Koji Yamasaki cut in from the left and looked to be corralled effectively along the byline, yet he somehow beat Leon Hayward at the near post with an angle that could only be found on a protractor.
While annoying to fall behind, goals have not been a problem in New Zealand's matches to date – 12 in two matches – so a comeback was on the cards.
New Zealand started to assert themselves as the first quarter wore on and it was no surprise when Nick Wilson scored after a fortuitous rebound from a penalty corner struck by Sam Lane.
The second quarter was an exercise in frustration for the Black Sticks, who spurned three penalty corner opportunities – one a spectacular save on the line from the Kane Russell drag flick – and several chances from open play.

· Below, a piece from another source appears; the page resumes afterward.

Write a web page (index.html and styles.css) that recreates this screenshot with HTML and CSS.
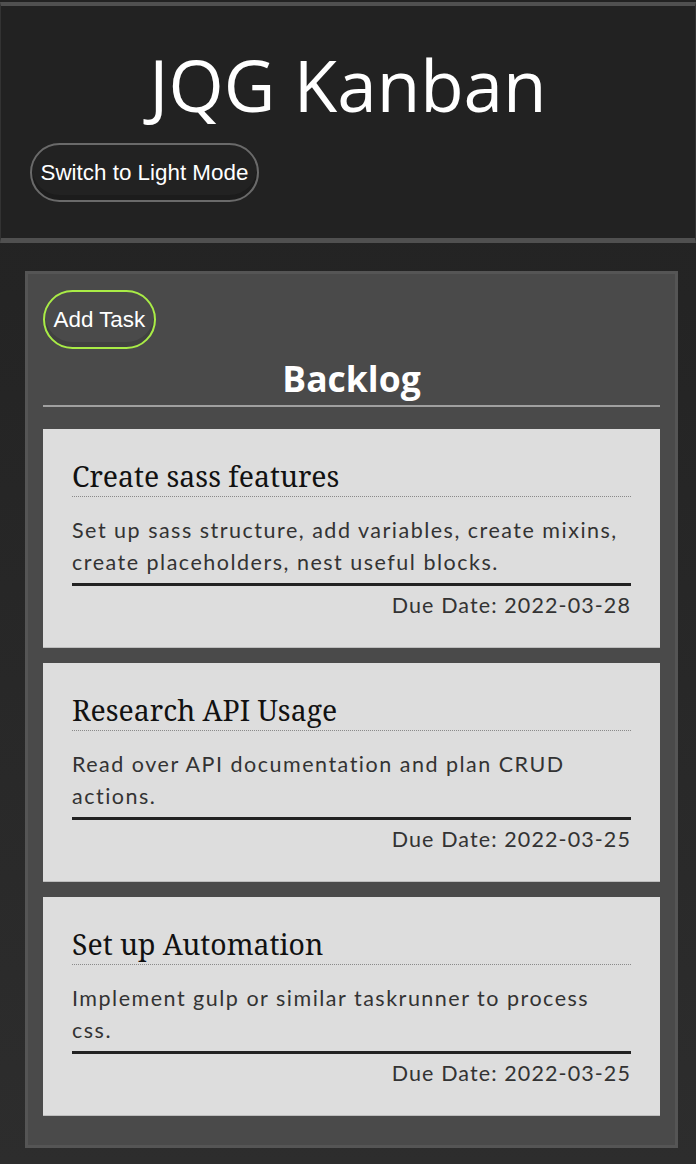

Stephen Jenness even managed to thread one through goalkeeper Takashi Yoshikawa's legs, only for him to somehow keep it out with his butt as he fell back. Jake Smith also missed a golden opportunity when one on one with the goalie.
If the second quarter was frustrating, the third was downright perplexing. New Zealand poured on the pressure but the ball would not go into the net. Russell's relationship with set-piece situations continued when he hit the inside of the post off a penalty stroke and the ball still stayed out.
When another attack broke down, the midfield and defence contrived to allow Kenta Tanaka to pick the ball up on his own 25m line and run close to unopposed into the circle and slot past Hayward. It wasn't the cleanest finish but the placement was inch perfect.
New Zealand equalised before the final break. After all the clean-cut chances there was some irony that the goal was again fortunate, taking a wicked deflection off Lane's corner attempt.
The final quarter was a see-sawing affair. The wet conditions and fatigue made control difficult but again both sides had chances, with Hayward saving twice to spare any further blushes.